<<<<

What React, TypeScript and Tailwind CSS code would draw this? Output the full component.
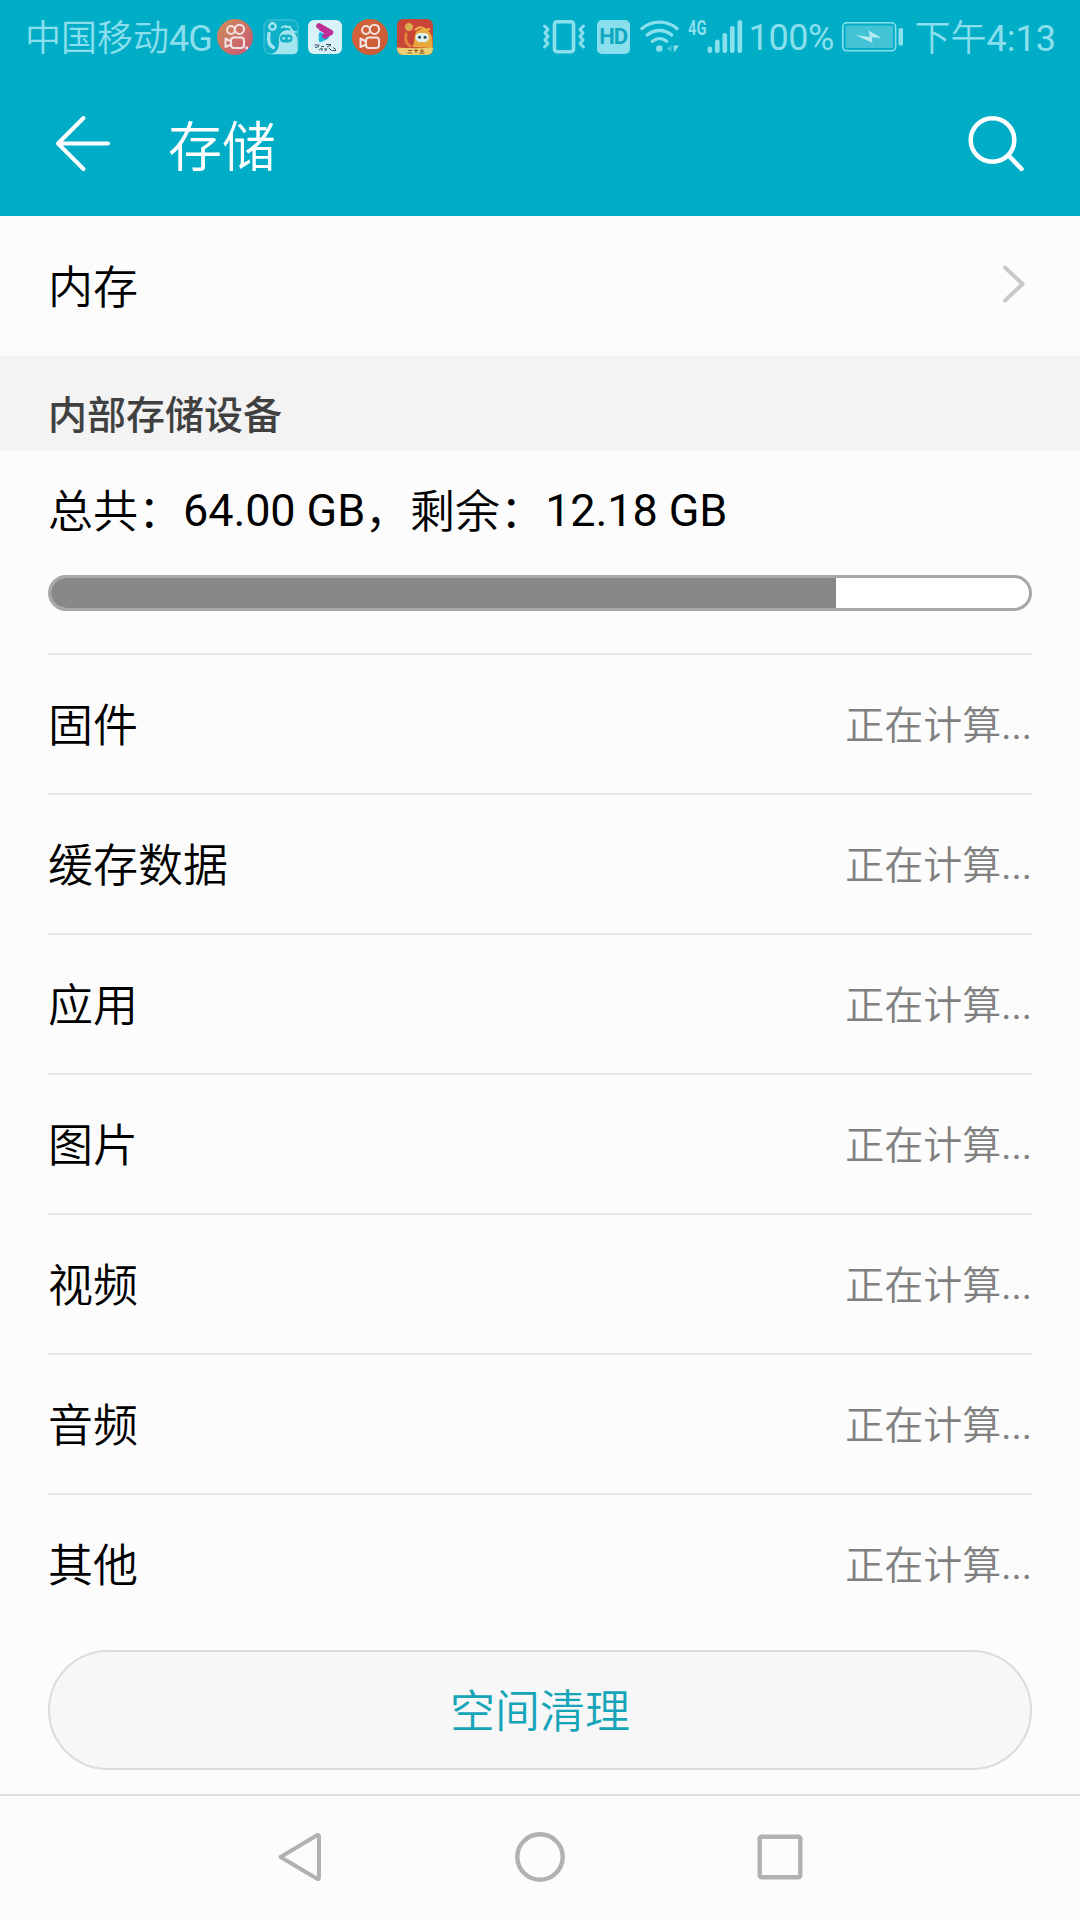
const categories = ['固件', '缓存数据', '应用', '图片', '视频', '音频', '其他']

const storage = { total: 64, free: 12.18 }

function KwaiIcon({ id, from, to, dot = false }: { id: string; from: string; to: string; dot?: boolean }) {
  return (
    <svg width="36" height="36" viewBox="0 0 36 36" fill="none">
      <defs>
        <linearGradient id={id} x1="0" y1="0" x2="1" y2="1">
          <stop offset="0" stopColor={from} />
          <stop offset="1" stopColor={to} />
        </linearGradient>
      </defs>
      <circle cx="18" cy="18" r="18" fill={`url(#${id})`} />
      <g stroke="#f3e3e4" strokeWidth="2">
        <circle cx="14" cy="11" r="3.9" />
        <circle cx="22.5" cy="10.3" r="4.6" />
        <rect x="14" y="18.5" width="13" height="10.5" rx="3" />
        <path d="M14 22.5 8.5 19.5v8.5l5.5-2.5" strokeLinejoin="round" />
      </g>
      {dot && <rect x="28.5" y="27.5" width="2.6" height="2.8" fill="#f3e3e4" />}
    </svg>
  )
}

function GhostIcon() {
  return (
    <svg width="36" height="36" viewBox="0 0 36 36" fill="none">
      <rect x="1" y="1" width="34" height="34" rx="6" fill="#0fafc8" stroke="#4cc8db" strokeWidth="1" />
      <circle cx="9.5" cy="7.5" r="3.2" stroke="#a4e5ee" strokeWidth="2.4" />
      <path d="M6 14.5c-1 6-.5 12 4.5 14" stroke="#a4e5ee" strokeWidth="3.4" strokeLinecap="round" />
      <path d="M9 35c7-3 7-8 7-14 0-7 4-10 9-10 6 0 9.500 5 9.500 12v8c0 2.500-1.500 4-4 4z" fill="#a4e5ee" />
      <path d="M18 9c3-3 8-2.500 12 3M22 8.500l6-1M34 13l-6-.5" stroke="#a4e5ee" strokeWidth="1.6" />
      <rect x="17" y="15.5" width="12.500" height="8" rx="4" fill="#14b0c8" />
      <circle cx="20.8" cy="19.3" r="1.4" fill="#a4e5ee" />
      <circle cx="26" cy="19.3" r="1.4" fill="#a4e5ee" />
    </svg>
  )
}

function VideoIcon() {
  return (
    <svg width="34" height="34" viewBox="0 0 34 34" fill="none">
      <rect width="34" height="34" rx="6" fill="#d9f2f7" />
      <path d="M12.5 14v6.500L19 17.500z" fill="#19b7df" stroke="#19b7df" strokeWidth="3.5" strokeLinejoin="round" />
      <path d="M11 6 22.500 12.500l-5.500 3.500" stroke="#bd2f96" strokeWidth="5.6" strokeLinecap="round" strokeLinejoin="round" />
      <path d="M12 8.500 18 12" stroke="#bd2f96" strokeWidth="4" />
      <path d="M6.500 25h5M7 27.500l4-1M13 26.500h3M18 24.500h5M19 27l4-2M11 30l3-2v3M16 29h3l-2 2.500M21 28l3 3M25 27.500l3 2M24.500 30.500h3.500" stroke="#2f4f60" strokeWidth="1" />
    </svg>
  )
}

function GameIcon() {
  return (
    <svg width="36" height="36" viewBox="0 0 36 36" fill="none">
      <rect width="36" height="36" rx="6" fill="#c94538" />
      <circle cx="12" cy="8" r="3.6" fill="#d9ae55" stroke="#e09a48" strokeWidth="1.2" />
      <path d="M9 15c-1 6 0 10 4 12" stroke="#e0843c" strokeWidth="3" strokeLinecap="round" />
      <path d="M15 28c3-4 2-8 3-12 1-4 4-6 8-6 6 0 9.500 6 9.500 12v7z" fill="#e9a93c" />
      <path d="M18 11c4-4 9-3 11 0l4-1" stroke="#f0bd48" strokeWidth="2" />
      <rect x="18.5" y="14" width="13.5" height="9" rx="4.5" fill="#dff2f2" />
      <circle cx="22.5" cy="18.3" r="1.5" fill="#2a4650" />
      <circle cx="28" cy="18.3" r="1.5" fill="#2a4650" />
      <path d="M0 28.500c12 1 24 1 36 0V30a6 6 0 0 1-6 6H6a6 6 0 0 1-6-6z" fill="#ebcf72" />
      <path d="M11 31.500h4M10.500 34h4.500M17 31.500h4M19 30v4M23 32h4M22.500 34.300h5M25 30v4" stroke="#8f5a35" strokeWidth="1" />
    </svg>
  )
}

function VibrateIcon() {
  return (
    <svg width="42" height="34" viewBox="0 0 42 34" fill="none" stroke="currentColor">
      <rect x="11.5" y="1.8" width="19" height="30" rx="2.5" strokeWidth="3.6" />
      <path d="M1.500 6 5 9.500 2 13l3 3.500-3 3.500 3 3.500-3.500 3.500" strokeWidth="3" strokeLinecap="round" strokeLinejoin="round" />
      <path d="M40.500 6 37 9.500l3 3.500-3 3.500 3 3.500-3 3.500 3.500 3.500" strokeWidth="3" strokeLinecap="round" strokeLinejoin="round" />
    </svg>
  )
}

function WifiIcon() {
  return (
    <svg width="40" height="34" viewBox="0 0 40 34" fill="none" stroke="currentColor" strokeWidth="3.4" strokeLinecap="round">
      <path d="M2 8.500c10-8.500 25-8.500 35 0" />
      <path d="M7.200 15c7.500-6 17-6 24.500 0" />
      <path d="M12.500 21.300c4.300-3.600 10-3.600 14.200 0" />
      <circle cx="19.3" cy="28.5" r="3.3" fill="currentColor" stroke="none" />
      <path d="M31.500 25v7l-5-3.500z" fill="#3ec3d6" stroke="none" />
      <path d="M33.500 25.500h5.500l-5 7z" fill="currentColor" stroke="none" />
    </svg>
  )
}

function SignalIcon() {
  return (
    <svg width="36" height="34" viewBox="0 0 36 34" fill="currentColor">
      <rect x="0.5" y="26.5" width="4.6" height="6.5" rx="2.2" />
      <rect x="8" y="19.5" width="4.6" height="13.5" rx="2.2" />
      <rect x="15.5" y="13" width="4.6" height="20" rx="2.2" />
      <rect x="23" y="6" width="4.6" height="27" rx="2.2" />
      <rect x="30.5" y="0" width="4.6" height="33" rx="2.2" />
    </svg>
  )
}

function BatteryIcon() {
  return (
    <svg width="62" height="30" viewBox="0 0 62 30" fill="none">
      <rect x="0.8" y="0.8" width="52.8" height="28" rx="4" stroke="#8adfed" strokeWidth="1.6" />
      <rect x="3.5" y="3.5" width="47.5" height="22.6" rx="1" fill="#42c3d6" />
      <path d="M13.500 13 28 15l-1.500-6.500L39.500 16l-10-0.800 1 5.800z" fill="#b5eaf2" />
      <rect x="56.5" y="6" width="4.5" height="17.5" rx="1.5" fill="#8adfed" />
    </svg>
  )
}

function StatusBar() {
  return (
    <div className="flex h-[74px] items-center justify-between pl-[25px] pr-[24px] text-[36px] leading-none font-[350] text-[#8adfed]">
      <div className="flex items-center">
        <span className="w-[192px] pt-[3px] whitespace-nowrap">
          中国移动<span className="font-normal tracking-[-1px]">4G</span>
        </span>
        <div className="flex items-center gap-[9.5px]">
          <KwaiIcon id="kwai-a" from="#cf8f55" to="#c75577" dot />
          <GhostIcon />
          <VideoIcon />
          <KwaiIcon id="kwai-b" from="#d3633a" to="#cb5a34" />
          <GameIcon />
        </div>
      </div>
      <div className="flex items-center">
        <VibrateIcon />
        <span className="ml-[12px] flex h-[34px] w-[33px] items-center justify-center rounded-[5px] bg-[#8adfed] text-[22px] font-bold tracking-[-1px] text-[#10a9c1]">
          HD
        </span>
        <span className="ml-[10px]"><WifiIcon /></span>
        <span className="ml-[8px] mb-[18px] w-[19px] whitespace-nowrap">
          <span className="block w-[28px] origin-left scale-x-[0.7] text-[21px] leading-[24px] font-bold">4G</span>
        </span>
        <SignalIcon />
        <span className="ml-[6px] w-[93px] pt-[2px] font-normal tracking-[-0.4px]">100%</span>
        <BatteryIcon />
        <span className="ml-[11px] pt-[3px] whitespace-nowrap">
          下午<span className="font-normal">4:13</span>
        </span>
      </div>
    </div>
  )
}

function TitleBar() {
  return (
    <div className="flex h-[142px] items-center pl-[54px] pr-[56px] pb-[4px] text-white">
      <svg width="58" height="58" viewBox="0 0 58 58" fill="none" stroke="currentColor" strokeWidth="4" strokeLinecap="round" strokeLinejoin="round">
        <path d="M29.500 4 4 29.500 29.500 55M4 29.500h50" />
      </svg>
      <h1 className="ml-[56px] grow pt-[12px] text-[54px] leading-none font-[350]">存储</h1>
      <svg width="58" height="58" viewBox="0 0 58 58" fill="none" stroke="currentColor" strokeWidth="4.5" strokeLinecap="round">
        <circle cx="26.5" cy="26" r="21.8" />
        <path d="M42.500 41.500l13 13.500" />
      </svg>
    </div>
  )
}

function NavBar() {
  return (
    <nav className="flex h-[126px] items-center justify-between border-t-2 border-[#dfdfdf] px-[276px] pb-[2px] text-[#b1b1b1]">
      <svg width="48" height="52" viewBox="0 0 48 52" fill="none" stroke="currentColor" strokeWidth="4" strokeLinejoin="round">
        <path d="M4.500 26 41.500 4q1.500-.5 1.500 1.500v41q0 2-1.500 1.500z" />
      </svg>
      <svg width="52" height="52" viewBox="0 0 52 52" fill="none" stroke="currentColor" strokeWidth="4.4">
        <circle cx="26" cy="26" r="22.7" />
      </svg>
      <svg width="48" height="48" viewBox="0 0 48 48" fill="none" stroke="currentColor" strokeWidth="4.4">
        <rect x="3.7" y="3.7" width="40.6" height="40.6" rx="2" />
      </svg>
    </nav>
  )
}

export default function App() {
  const used = ((storage.total - storage.free) / storage.total) * 100

  return (
    <div className="flex h-[1920px] w-[1080px] flex-col overflow-hidden bg-[#fcfcfc] font-['Roboto','Noto_Sans_CJK_SC',sans-serif] font-[350] text-black" lang="zh-CN">
      <header className="h-[216px] bg-[#00adc7]">
        <StatusBar />
        <TitleBar />
      </header>

      <main className="grow">
        <div className="flex h-[140px] items-center justify-between pl-12 pr-[54px] text-[45px] leading-none">
          <span className="pt-[5px]">内存</span>
          <svg className="mb-[4px]" width="24" height="40" viewBox="0 0 24 40" fill="none" stroke="#c9c9c9" strokeWidth="4" strokeLinecap="round" strokeLinejoin="round">
            <path d="M3 3.500 20.500 20 3 36.500" />
          </svg>
        </div>
        <h2 className="flex h-[95px] items-center bg-[#f3f3f3] px-12 pt-[26px] text-[39px] leading-none font-medium text-[#404040]">
          内部存储设备
        </h2>

        <section className="px-12">
          <p className="flex h-[124px] items-center pb-[4px] text-[45px] leading-none whitespace-pre">
            <span className="pt-[2px]">总共：</span>
            <span className="pb-[1px] font-normal tracking-[-0.1px]">{storage.total.toFixed(2)} GB</span>
            <span className="pt-[2px]">，剩余：</span>
            <span className="pb-[1px] font-normal tracking-[-0.1px]">{storage.free.toFixed(2)} GB</span>
          </p>
          <div className="h-[36px] overflow-hidden rounded-full border-[3px] border-[#a7a7a7] bg-white">
            <div className="h-full bg-[#888888]" style={{ width: `${used - 0.7}%` }} />
          </div>
          <ul className="mt-[42px]">
            {categories.map((name) => (
              <li key={name} className="flex h-[140px] items-center justify-between border-t-2 border-[#e5e5e5] pt-[5px] leading-none">
                <span className="text-[45px]">{name}</span>
                <span className="text-[39px] text-[#808080]">
                  正在计算<span className="font-normal">...</span>
                </span>
              </li>
            ))}
          </ul>
          <button className="mt-[17px] flex h-[120px] w-full items-center justify-center rounded-full border-2 border-[#dcdcdc] bg-[#f7f7f7] pt-[5px] text-[45px] leading-none text-[#16a5b8]">
            空间清理
          </button>
        </section>
      </main>

      <NavBar />
    </div>
  )
}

>>>>

▶ _DO THIS_:
Give again, word for word, every line from the top of the data through the line with "64, free: 12.18", both ends included, and exclude the pictures.

▶ _RESPONSE TO THIS TASK_:
What React, TypeScript and Tailwind CSS code would draw this? Output the full component.
const categories = ['固件', '缓存数据', '应用', '图片', '视频', '音频', '其他']

const storage = { total: 64, free: 12.18 }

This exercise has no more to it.